II. Whether the failure to appoint counsel to represent Holder at his revocation hearing violated his state and federal constitutional rights.

P12. Holder argues that he should have been appointed counsel for the hearing regarding the revocation of his probation. However, a defendant does not have a right to counsel at a revocation hearing, unless the circuit court determines that appointment of counsel is necessary because " the issues relevant to the hearing are complex or difficult to develop." Smith v. State, 94 So.3d 335, 341 (P18) (Miss. Ct. App. 2011) (citation omitted). The matter at issue here -- whether Holder provided an address that he knew to be false on his sex-offender-registry form -- was not complex. Holder admitted that he provided his former address on the form. Furthermore, the State found that Holder gave false information regarding his temporary address at the motel. We fail to see how the presence of counsel would have affected the outcome of the hearing.

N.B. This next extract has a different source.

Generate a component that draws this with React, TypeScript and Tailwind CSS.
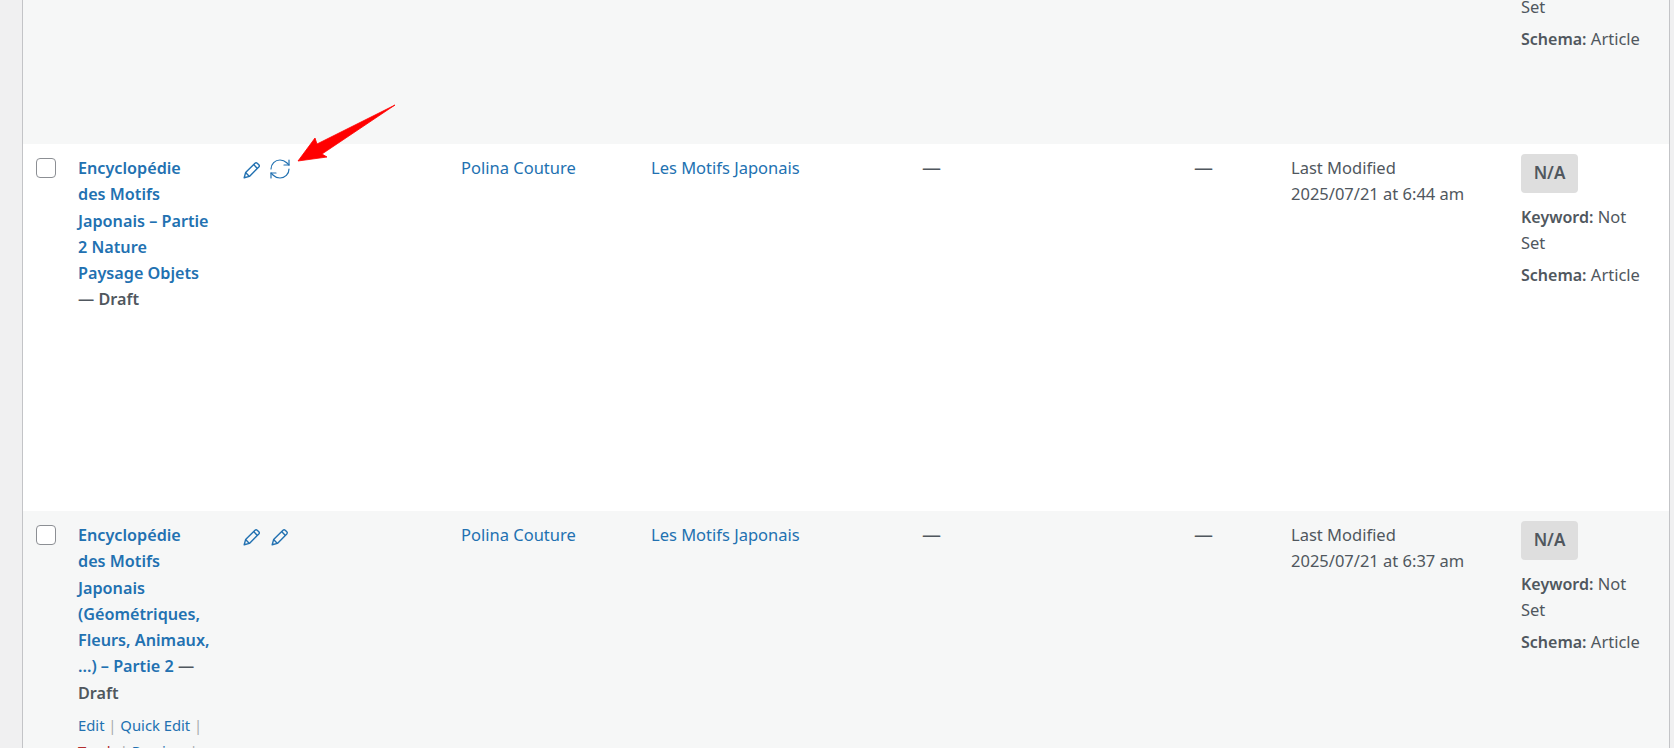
import { RefreshCw } from "lucide-react";

const rowClass =
  "grid grid-cols-[55px_165px_218px_190px_271px_272px_97px_230px_148px] overflow-hidden";

const PencilIcon = () => (
  <svg width="18" height="18" viewBox="0 0 18 18" fill="none" stroke="currentColor" strokeWidth="1.4" strokeLinejoin="round">
    <path d="M1.2 16.8 2.6 11.6 12 2.2a1.6 1.6 0 0 1 2.2 0l1.6 1.6a1.6 1.6 0 0 1 0 2.2L6.4 15.4Z" />
    <path d="M10.6 3.6 14.4 7.4M2.6 11.6l3.8 3.8" />
  </svg>
);

const SeoCell = () => (
  <div className="w-[128px] pt-[10px]">
    <div className="flex h-[39px] w-[57px] items-center justify-center rounded-[4px] bg-[#dedede] text-[17px] font-semibold">
      N/A
    </div>
    <div className="mt-[11px]">
      <b className="text-[16px] font-semibold">Keyword:</b> Not Set
    </div>
    <div className="mt-[5px]">
      <b className="text-[16px] font-semibold">Schema:</b> Article
    </div>
  </div>
);

const Row = ({ lines, date, second, bg, children }: any) => (
  <div className={`${rowClass} h-[367px] ${bg}`}>
    <div className="pl-[13px] pt-[14px]">
      <div className="h-5 w-5 rounded-[4px] border border-[#8c8f94] bg-white" />
    </div>
    <div className="pt-[11px]">
      <div className="whitespace-nowrap text-[16.2px] font-semibold">{lines}</div>
      {children}
    </div>
    <div className="flex gap-[10px] pt-[17px] text-[#2271b1]">
      <PencilIcon />
      {second === "refresh" ? (
        <RefreshCw size={24} strokeWidth={1.2} className="-ml-[3px] -mt-[4px]" />
      ) : (
        <PencilIcon />
      )}
    </div>
    <div className="pt-[11px] text-[#2271b1]">Polina Couture</div>
    <div className="pt-[11px] text-[#2271b1]">Les Motifs Japonais</div>
    <div className="pt-[11px] text-[19px]">—</div>
    <div className="pt-[11px] text-[19px]">—</div>
    <div className="pt-[11px]">
      Last Modified
      <br />
      {date}
    </div>
    <SeoCell />
  </div>
);

export default function App() {
  return (
    <div className="relative h-[748px] overflow-hidden bg-[#f0f0f1] pl-[22px] pr-[4px] font-['Noto_Sans',sans-serif] text-[16.5px] leading-[26.25px] text-[#50575e]">
      <div className="border-x border-[#c3c4c7]">
        <div className={`${rowClass} h-[144px] bg-[#f6f7f7]`}>
          <div className="col-start-9 -mt-[6px]">
            <div>Set</div>
            <div className="mt-[6px]">
              <b className="text-[16px] font-semibold">Schema:</b> Article
            </div>
          </div>
        </div>

        <Row
          lines={
            <>
              <a className="text-[#2271b1]">
                Encyclopédie
                <br />
                des Motifs
                <br />
                Japonais – Partie
                <br />
                2 Nature
                <br />
                Paysage Objets
              </a>
              <br />— Draft
            </>
          }
          date="2025/07/21 at 6:44 am"
          second="refresh"
          bg="bg-white"
        />

        <Row
          lines={
            <>
              <a className="text-[#2271b1]">
                Encyclopédie
                <br />
                des Motifs
                <br />
                Japonais
                <br />
                (Géométriques,
                <br />
                Fleurs, Animaux,
                <br />
                ...) – Partie 2
              </a>{" "}
              —
              <br />
              Draft
            </>
          }
          date="2025/07/21 at 6:37 am"
          second="pencil"
          bg="bg-[#f6f7f7]"
        >
          <div className="mt-[6px] w-[140px] text-[14.8px] text-[#a7aaad]">
            <a className="text-[#2271b1]">Edit</a> | <a className="text-[#2271b1]">Quick Edit</a> |{" "}
            <a className="text-[#b32d2e]">Trash</a> | <a className="text-[#2271b1]">Preview</a> |
          </div>
        </Row>
      </div>

      {/* red annotation arrow */}
      <svg className="absolute left-0 top-0" width="1674" height="748" fill="none">
        <polygon
          points="395,105 317,144 315,138 298,161 327,157 322,154"
          fill="#ff0000"
          stroke="#ff0000"
          strokeWidth="0.8"
          strokeLinejoin="round"
        />
      </svg>
    </div>
  );
}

¶13. Accordingly, we affirm the circuit court's denial of Holder's PCR motion.

¶14. THE JUDGMENT OF THE FORREST COUNTY CIRCUIT COURT DENYING THE MOTION FOR POST-CONVICTION RELIEF IS AFFIRMED. ALL COSTS OF THIS APPEAL ARE ASSESSED TO FORREST COUNTY.

LEE, C.J., IRVING AND GRIFFIS, P.JJ., ISHEE, ROBERTS, CARLTON, MAXWELL AND JAMES, JJ., CONCUR. FAIR, J., NOT PARTICIPATING.